I had high hopes for this book and was deeply disappointed. Nabhan did a fine job of drawing parallels between the first century and our own time, but his exegesis of the biblical texts was unsatisfactory and sloppy. At the end of each section I would be thinking, "But wait a minute, that's not what the text actually said . . ." And there were so many relevant texts he could have talked about but didn't. He'd read a few scholars like Crosson and Borg and Hansen, but there's some really excellent scholarship out there on economics and the parables and contextual readings of the texts about money and debt that really do relate to farming that he didn't even get to. I was surprised by the fact that there are so many texts which talk about justice for farmers, and which suggest how that justice can be enacted that he didn't talk about. How can you talk about justice for farmers and not talk about the parable of the unjust manager? Or the story of Zaccheus, returning all the land that he had foreclosed on? Or the guy who built bigger and bigger barns? There is nothing about any of these texts. Nada on any of them.
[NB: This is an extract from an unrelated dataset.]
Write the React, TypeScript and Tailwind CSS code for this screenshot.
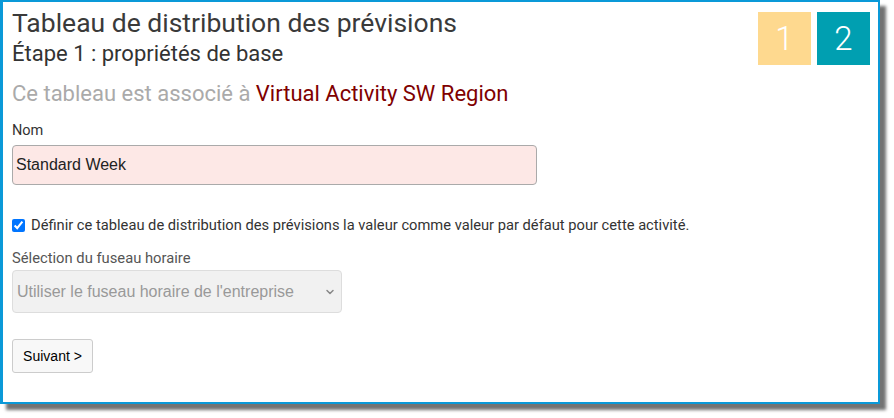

The title of the book feels like a con.
What really ticks me off is that the title is so alluring and the book just looks so good and Wendell Berry and Bill McKibbon and Norman Wirzba (all of whom I love) endorsed it and what were they thinking? If you do not know anything about food injustice, this book might teach you something new. But if you are looking for insight into the biblical texts, this book will not help you imagine what justice for those marginalized by the food system looks like. It will just assure you that Jesus cares for everyone, including those marginalized by the food system. And while that is good news, it lacks the gritty imaginative reconfiguring of our systems that the gospels actually point to.
What perspective Nabhan has. He shows us a Jesus grounded in a world we easily recognize today. All through the book, he ties the lives of those who now grow and harvest our food to those who did so in the years when Jesus walked the shores of Lake Galilee and the farms around Jerusalem. This brings new life to both his world and ours.
Nabhan offers a refreshing exploration into Jesus’s agrarian parables in order to identify both theoretical and practical guidance for how we can address environmental concerns dealing with farming and fishing and with feeding the world’s marginalized populations. He explains how the challenges facing farmers and fishermen during Jesus’s time reflect many of the concerns we struggle with in the modern world. He is convinced that a return to embracing Jesus’s message can provide us with direction and hope for the future with ensuring that farmers and fishermen are supported and that food will be available for everyone. I admire Nabhan’s passion, honesty, and purpose, but it will take committed effort both from activists like himself and from those in positions of political power to ensure that we head in the right direction with our lands and seas remaining plentiful for those who work them in order to provide sustenance for every section of the world. The teachings of Jesus certainly can offer the type of guidance we should take in order to make that goal a reality.
How. Interesting. Jesus is my guy so I really loved these (time) relevant explanations of his parables. Reading the parables and getting a deeper knowledge of the times they occurred in and the importance of knowing this kinda history right now… well I appreciate this book is all I’m tryna say. From it, I took a greater love for the people who fish and farm ( and all the other greats) to make sure we can enjoy the great gifts from this world.
Very enjoyable. Could hear some of my favorite people (Wendell Berry, Alan Watts, Brennan Manning, Thomas Merton and Dorothy Day being echoed). Was refreshing and hopeful- feels like I know Jesus better after reading.
I wanted to like this book. I really, really, really wanted to like it. I was so excited to read it. I have a ton of respect for Gary Paul Nabhan and his impactful work for the environment and our food system. . But I didn’t really like it. It wasn’t a bad book, it just wasn’t really worth reading. It’s supposed to be about Jesus for farmers and fishers, but Nabhan’s take on Jesus’s parables felt contrived. It’s supposed to be about justice for those marginalized by our food system (which is a legitimate issue I am passionate about), but it was really just a call for justice, not a discussion of it or ideas about it or possible solutions for it. I suppose if you’ve never thought about our food system and how broken it is, this could be a book to start with. But if you’re already somewhat educated on the subject, I’d say skip it.